Tong XU is a Ph.D. Candidate at Utrecht University. Her doctoral research investigates the quest for robust legitimacy in China’s water resources management, with a particular focus on how China’s legal system can be enhanced to regulate the exercise of power and support legitimacy building within its environmental governance arrangements. This research is conducted under the supervision of Prof. Marleen van Rijswick, Prof. Herman Kasper Gilissen, and Dr. Liping Dai.

Tong obtained her Master’s degree from the China University of Political Science and Law (majoring in administrative law, distinguished) and her LLM degree from the University of California, Davis (specializing in environmental law and water law, with UC Davis & CUPL Scholarship). She has been admitted to the bar in China since 2015. During her studies, she worked as a research assistant at the Institution of the Law-Based Government of CUPL, where she participated in country-wide assessment research for  ‘2016 Blue Book of Law-Based Government and the Assessment Report of China.’ She also served as a research assistant at Beijing Dadao Administrative Law Research Center and as Associate Editor & Coordinator of the CUPL Postgraduate Law Review. Currently, Tong is a member of the Utrecht Centre for Water, Oceans and Sustainability Law (UCWOSL) and is a peer reviewer for several international academic journals such as Regulation & Governance and International Journal of Water Resources Development.
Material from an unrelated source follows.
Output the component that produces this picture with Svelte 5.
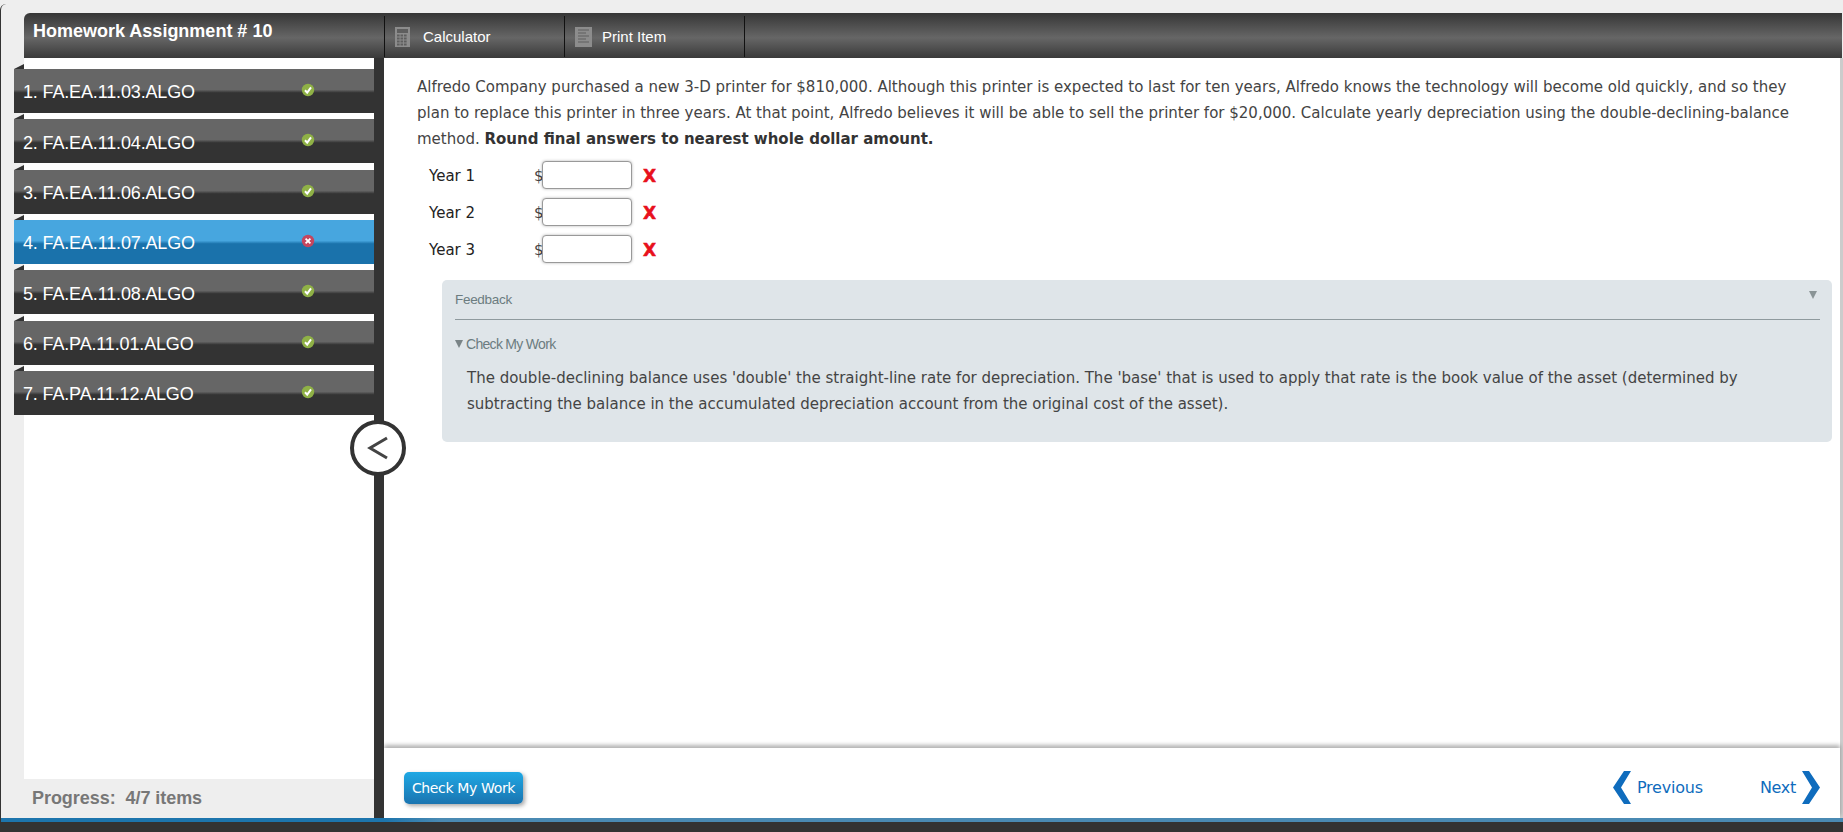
<script>
  const items = [
    { label: '1. FA.EA.11.03.ALGO', ok: true },
    { label: '2. FA.EA.11.04.ALGO', ok: true },
    { label: '3. FA.EA.11.06.ALGO', ok: true },
    { label: '4. FA.EA.11.07.ALGO', ok: false, active: true },
    { label: '5. FA.EA.11.08.ALGO', ok: true },
    { label: '6. FA.PA.11.01.ALGO', ok: true },
    { label: '7. FA.PA.11.12.ALGO', ok: true },
  ];
  const years = ['Year 1', 'Year 2', 'Year 3'];
</script>

<div class="frame">
  <header class="top">
    <div class="title">Homework Assignment # 10</div>
    <div class="tab">
      <svg class="tab-icon" width="15" height="20" viewBox="0 0 15 20">
        <rect width="15" height="20" fill="#8c8c8c" />
        <rect x="2" y="2" width="11" height="4" fill="#5e5e5e" />
        {#each [8, 11, 14, 17] as y}
          {#each [2, 5.5, 9] as x}
            <rect {x} y={y - 0.5} width="2.6" height="2" fill="#5e5e5e" />
          {/each}
        {/each}
      </svg>
      Calculator
    </div>
    <div class="tab print">
      <svg class="tab-icon" width="17" height="20" viewBox="0 0 17 20">
        <rect width="17" height="20" fill="#8c8c8c" />
        <path d="M3 3h11M3 6h8M3 9h11M3 12h8M3 15h11" stroke="#5e5e5e" stroke-width="1.2" />
      </svg>
      Print Item
    </div>
    <div class="tab-rest"></div>
  </header>

  <div class="main">
    <aside class="side">
      <ul class="items">
        {#each items as item}
          <li class="item" class:active={item.active}>
            <span class="item-label">{item.label}</span>
            <svg class="status" width="14" height="14" viewBox="0 0 14 14">
              {#if item.ok}
                <circle cx="7" cy="7" r="6.2" fill="#8fb146" />
                <path d="M4 7.2l2.2 2.4L10 4.4" fill="none" stroke="#fff" stroke-width="2" />
              {:else}
                <circle cx="7" cy="7" r="6.2" fill="#c4465f" />
                <path d="M4.6 4.6l4.8 4.8M9.4 4.6l-4.8 4.8" fill="none" stroke="#fff" stroke-width="1.8" />
              {/if}
            </svg>
          </li>
        {/each}
      </ul>
      <div class="progress">Progress:&nbsp; 4/7 items</div>
      <button class="collapse" aria-label="Collapse">
        <svg width="22" height="26" viewBox="0 0 22 26">
          <path d="M20 3L3 13l17 10" fill="none" stroke="#444" stroke-width="3" />
        </svg>
      </button>
    </aside>

    <section class="content">
      <div class="scroll">
        <p class="question">
          Alfredo Company purchased a new 3-D printer for $810,000. Although this printer is expected to last for ten years, Alfredo knows the technology will become old quickly, and so they plan to replace this printer in three years. At that point, Alfredo believes it will be able to sell the printer for $20,000. Calculate yearly depreciation using the double-declining-balance method. <b>Round final answers to nearest whole dollar amount.</b>
        </p>

        <div class="answers">
          {#each years as year}
            <div class="answer">
              <span class="year">{year}</span>
              <span class="dollar">$</span>
              <input type="text" />
              <span class="wrong">X</span>
            </div>
          {/each}
        </div>

        <div class="feedback">
          <div class="fb-head">
            <span>Feedback</span>
            <span class="fb-arrow"></span>
          </div>
          <div class="fb-sub"><span class="fb-sub-arrow"></span>Check My Work</div>
          <p class="fb-text">
            The double-declining balance uses 'double' the straight-line rate for depreciation. The 'base' that is used to apply that rate is the book value of the asset (determined by subtracting the balance in the accumulated depreciation account from the original cost of the asset).
          </p>
        </div>
      </div>

      <footer class="foot">
        <button class="check">Check My Work</button>
        <div class="nav">
          <svg width="19" height="33" viewBox="0 0 19 33"><path d="M11 0h7L8 16.5 18 33h-7L0 16.5z" fill="#0f6cbd" /></svg>
          <span class="prev">Previous</span>
          <span class="next">Next</span>
          <svg width="19" height="33" viewBox="0 0 19 33"><path d="M8 0H1l10 16.5L1 33h7l11-16.5z" fill="#0f6cbd" /></svg>
        </div>
      </footer>
    </section>
  </div>

  <div class="base"></div>
</div>

<style>
  :global(body) {
    margin: 0;
    background: #eee;
  }
  .frame {
    height: 828px;
    margin-top: 4px;
    box-sizing: border-box;
    display: flex;
    flex-direction: column;
    overflow: hidden;
    padding-top: 9px;
    background: #eee;
    border-left: 1px solid #333;
    border-top-left-radius: 6px;
    font-family: "DejaVu Sans", Verdana, sans-serif;
  }

  /* top bar */
  .top {
    height: 45px;
    flex: none;
    display: flex;
    margin: 0 1px 0 23px;
    border-top-left-radius: 6px;
    background: linear-gradient(#363636, #666 55%, #3a3a3a);
    font-family: "Liberation Sans", Arial, sans-serif;
    color: #fff;
  }
  .title {
    width: 360px;
    box-sizing: border-box;
    padding: 8px 0 0 9px;
    font-size: 18px;
    font-weight: bold;
  }
  .tab {
    width: 180px;
    box-sizing: border-box;
    display: flex;
    align-items: center;
    padding-left: 10px;
    margin-top: 3px;
    height: 41px;
    border-left: 1px solid #111;
    font-size: 15px;
  }
  .tab-icon {
    margin-right: 13px;
    flex: none;
  }
  .print .tab-icon {
    margin-right: 10px;
  }
  .tab-rest {
    flex: 1;
    margin-top: 3px;
    height: 41px;
    border-left: 1px solid #111;
  }

  /* sidebar */
  .main {
    flex: 1;
    display: flex;
    min-height: 0;
  }
  .side {
    position: relative;
    width: 350px;
    flex: none;
    margin-left: 23px;
    display: flex;
    flex-direction: column;
    background: #fff;
    border-right: 10px solid #333;
  }
  .items {
    flex: 1;
    list-style: none;
    margin: 0 0 0 -10px;
    padding: 11px 0 0;
  }
  .item {
    position: relative;
    height: 44px;
    margin-bottom: 6.33px;
    display: flex;
    align-items: center;
    background: linear-gradient(#666 47%, #333 54%);
    color: #fff;
    font-family: "Liberation Sans", Arial, sans-serif;
    font-size: 18px;
  }
  .item.active {
    background: linear-gradient(#47a6df 47%, #1a72ab 54%);
  }
  .item::before {
    content: "";
    position: absolute;
    left: 0;
    top: -5px;
    border-bottom: 5px solid #333;
    border-left: 10px solid transparent;
  }
  .item-label {
    width: 287px;
    padding: 3.5px 0 0 9px;
    box-sizing: border-box;
    letter-spacing: -0.15px;
  }
  .status {
    margin-top: -2px;
  }
  .progress {
    height: 39px;
    flex: none;
    box-sizing: border-box;
    padding: 9px 0 0 8px;
    background: #eee;
    color: #777;
    font-family: "Liberation Sans", Arial, sans-serif;
    font-size: 18px;
    font-weight: bold;
    letter-spacing: -0.05px;
  }
  .collapse {
    position: absolute;
    top: 362px;
    left: 326px;
    width: 56px;
    height: 56px;
    padding: 0;
    display: flex;
    align-items: center;
    justify-content: center;
    background: #fff;
    border: 4px solid #333;
    border-radius: 50%;
  }

  /* question */
  .content {
    flex: 1;
    min-width: 0;
    margin-right: 3px;
    display: flex;
    flex-direction: column;
    background: #fff;
    box-shadow: 3px 0 0 #ccc;
  }
  .scroll {
    flex: 1;
    padding: 0 8px 0 33px;
    color: #444;
    font-size: 15px;
    line-height: 26px;
  }
  .question {
    margin: 16px 10px 0 0;
  }
  .question b {
    color: #333;
  }
  .answers {
    margin: 5px 0 0 12px;
  }
  .answer {
    height: 37px;
    display: flex;
    align-items: center;
    color: #222;
  }
  .year {
    width: 105px;
  }
  .dollar {
    width: 8px;
    color: #444;
  }
  input {
    width: 90px;
    height: 28px;
    margin-top: -2px;
    box-sizing: border-box;
    padding: 0;
    background: #fff;
    border: 1px solid #999;
    border-radius: 4px;
    box-shadow: 0 0 3px rgba(0, 0, 0, 0.3);
  }
  .wrong {
    margin-left: 11px;
    color: #e8101c;
    font-size: 17px;
    font-weight: bold;
    -webkit-text-stroke: 0.5px #e8101c;
  }

  /* feedback */
  .feedback {
    margin: 12px 0 0 25px;
    height: 162px;
    box-sizing: border-box;
    padding: 0 12px 0 13px;
    background: #dfe5e9;
    border-radius: 5px;
  }
  .fb-head {
    height: 39px;
    display: flex;
    align-items: center;
    justify-content: space-between;
    border-bottom: 1px solid #8f9a9e;
    color: #6c7c80;
    font-family: "Liberation Sans", Arial, sans-serif;
    font-size: 13.5px;
    letter-spacing: -0.3px;
  }
  .fb-arrow {
    margin: -9px 3px 0 0;
    border-top: 8px solid #8a9496;
    border-left: 4.5px solid transparent;
    border-right: 4.5px solid transparent;
  }
  .fb-sub {
    margin-top: 15px;
    height: 18px;
    display: flex;
    align-items: center;
    color: #6c7c80;
    font-family: "Liberation Sans", Arial, sans-serif;
    font-size: 14px;
    letter-spacing: -0.7px;
  }
  .fb-sub-arrow {
    margin-right: 3px;
    border-top: 8px solid #7a8487;
    border-left: 4.5px solid transparent;
    border-right: 4.5px solid transparent;
  }
  .fb-text {
    margin: 12px 0 0 12px;
  }

  /* footer */
  .foot {
    height: 70px;
    box-sizing: border-box;
    flex: none;
    display: flex;
    align-items: center;
    justify-content: space-between;
    padding: 9px 20px 0 20px;
    background: #fff;
    box-shadow: 0 -3px 4px rgba(0, 0, 0, 0.3);
  }
  .check {
    width: 119px;
    height: 32px;
    padding: 0;
    color: #fff;
    background: linear-gradient(#1fa8e4, #1a74b0);
    border: 0;
    border-radius: 5px;
    box-shadow: 2px 2px 4px rgba(0, 0, 0, 0.35);
    font-family: "DejaVu Sans", Verdana, sans-serif;
    font-size: 14px;
    letter-spacing: -0.35px;
  }
  .nav {
    display: flex;
    align-items: center;
    color: #0f6cbd;
    font-size: 16px;
  }
  .prev {
    margin: 0 57px 0 5px;
    letter-spacing: -0.2px;
  }
  .next {
    margin-right: 5px;
    letter-spacing: -0.3px;
  }
  .base {
    height: 14px;
    flex: none;
    background: linear-gradient(90deg, #1d75ad 384px, #4a8ab3 440px) top / 100% 4px no-repeat, #333;
    position: relative;
  }
</style>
These experiences and academic exposure across administrative law, environmental law, and water governance continually shapes Tong's research interests. Her current research interests fall into two main areas:

  • First, Tong seeks to understand and reflect on contemporary environmental and other social issues from a legal-sociological  perspective. By adopting this perspective, she aims to contribute to a clearer and more systematic understanding of the complexities of environmental and social problems, as well as the practical and normative challenges that legal practitioners face in these contexts. 

  • Second, Tong demonstrates a keen interest in how legal argumentation functions both within the legal community and in broader societal discourse (to gain more audience), especially in scenarios where professionals from other disciplines challenge the arguments made by legal professionals through legal reasoning, and endanger the achievement of coherent action in practice.